Two parts can be distinguished in every flash ADC: an analog and digital sections. The analog section of conventional N-bit flash ADCs consists of a reference source, chain of 2.sup.N - 1 resistors and the same number of comparators. The digital section consists of an encoder for sampling comparator output signals, correcting faulty codes and providing binary output code.
The digital output code from the analog section of a flash ADC provided by comparators is referred to as thermometer code since only one pair of adjacent bits is 0 and 1. The code must be sampled and stored as it is unstable due to changes of the ADC input signal, offset voltage drift of comparators, noise, etc.

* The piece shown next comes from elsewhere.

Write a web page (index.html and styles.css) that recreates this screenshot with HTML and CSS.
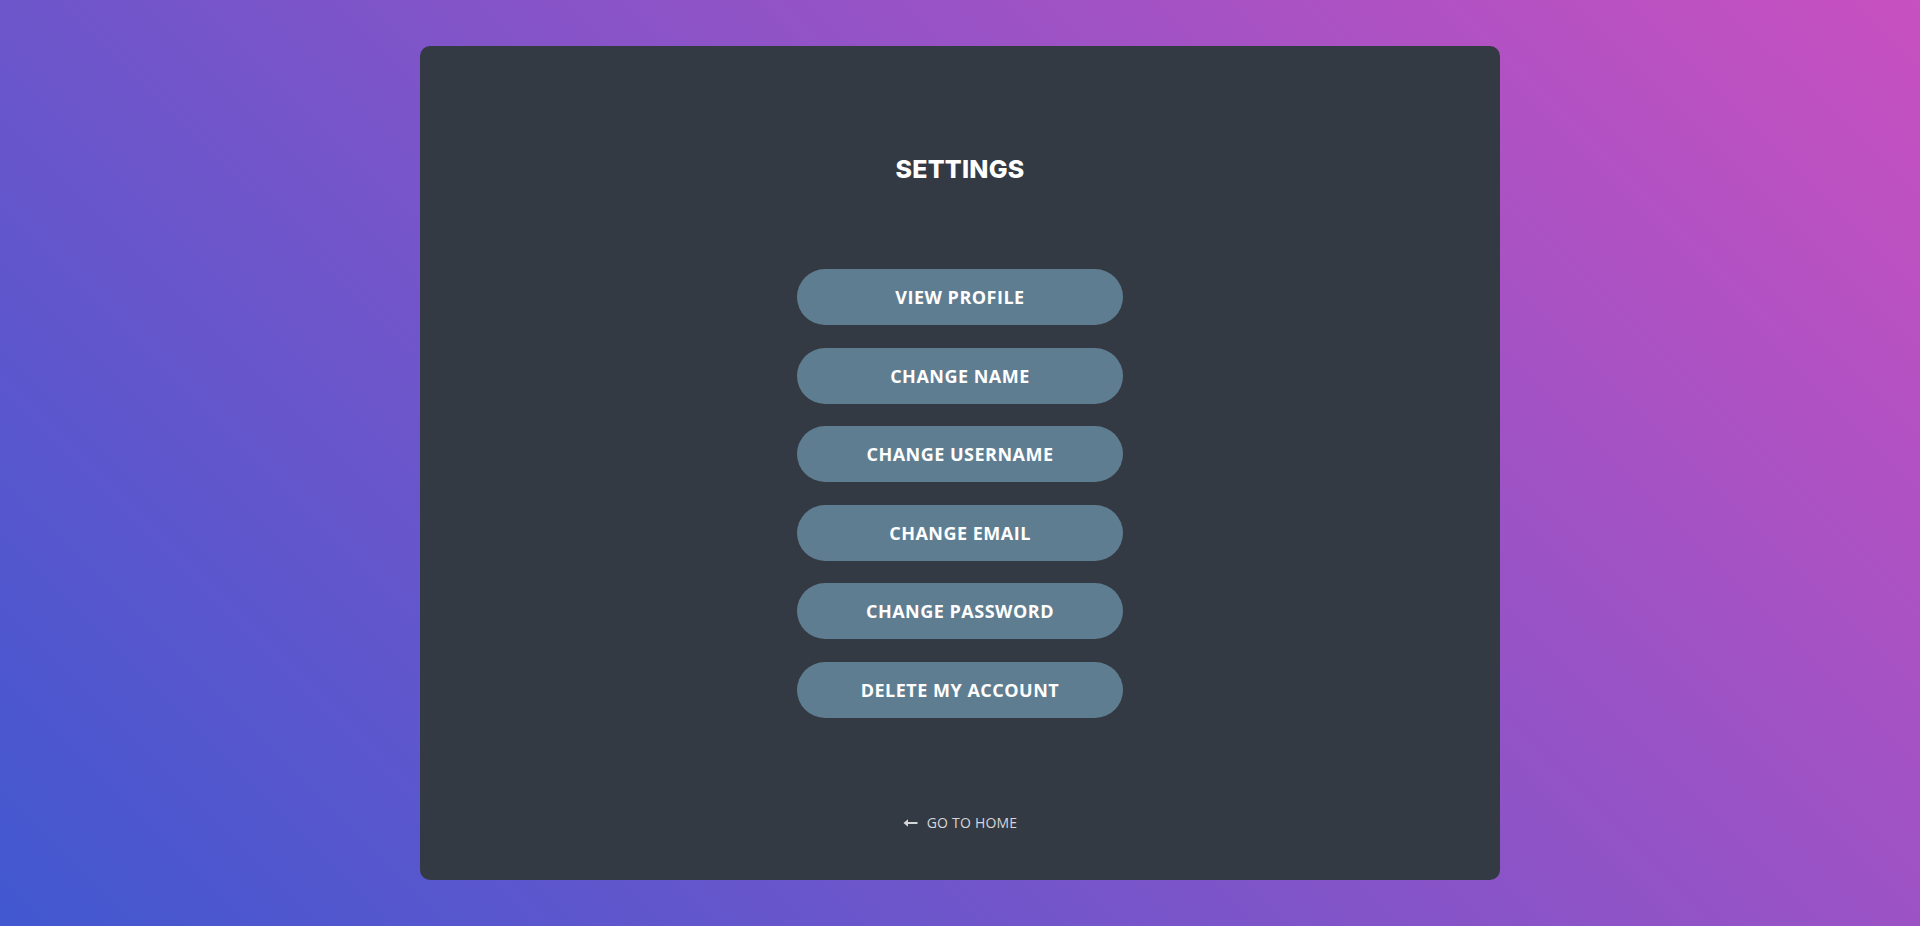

An encoder is disclosed by Clark et al. in the abovementioned "Converter for Converting a High Frequency Video Signal to a Digital Signal" U.S. Pat. No. 4,211,999 dated Jul. 8, 1980. The thermometer code is stored in an input register which also provides a pair of section codes. Priority encoders convert the section codes into binary codes. One of the binary codes is selected by a multiplexer in response to a select bit provided from one of the priority encoders. The multiplexer provides the output code of the encoder. The priority encoders separately convert the section codes and binary codes are separately applied to the multiplexer. This results in a very complex structure at a high resolution of the flash ADC. Moreover, the employment of the priority encoders prior to the multiplexer results in large propagation delays, different for different binary codes. The input register is necessary. A very limited error correction is accomplished.
The huge number of the comparators in high resolution flash ADCs results in a very complex gate structure of the encoders. Certain kinds of errors caused by a false response of the comparators are not possible to correct thru a digital correction in the encoder, wherein a final error is large. For instance, the flash ADCs have a tendency to miss a code every few billion conversions, i.e. several times a minute when ADC is sampling at 100 MHz.
Recently invented conversion schemes result in significantly increased speed and resolution of the flash ADCs. Moreover, a possibility of anomalous response of the comparators is significantly reduced. A number of documents addresses these problems and in particular the abovementioned "High Resolution True Flash Analog-to-Digital Converter", "High Accuracy Reference Ladder", both filed on even date herewith and "Flash Analog-to-Digital Converter" U.S. Pat. No. 4,763,106 dated Aug. 9, 1988. All inventions are by the same inventor.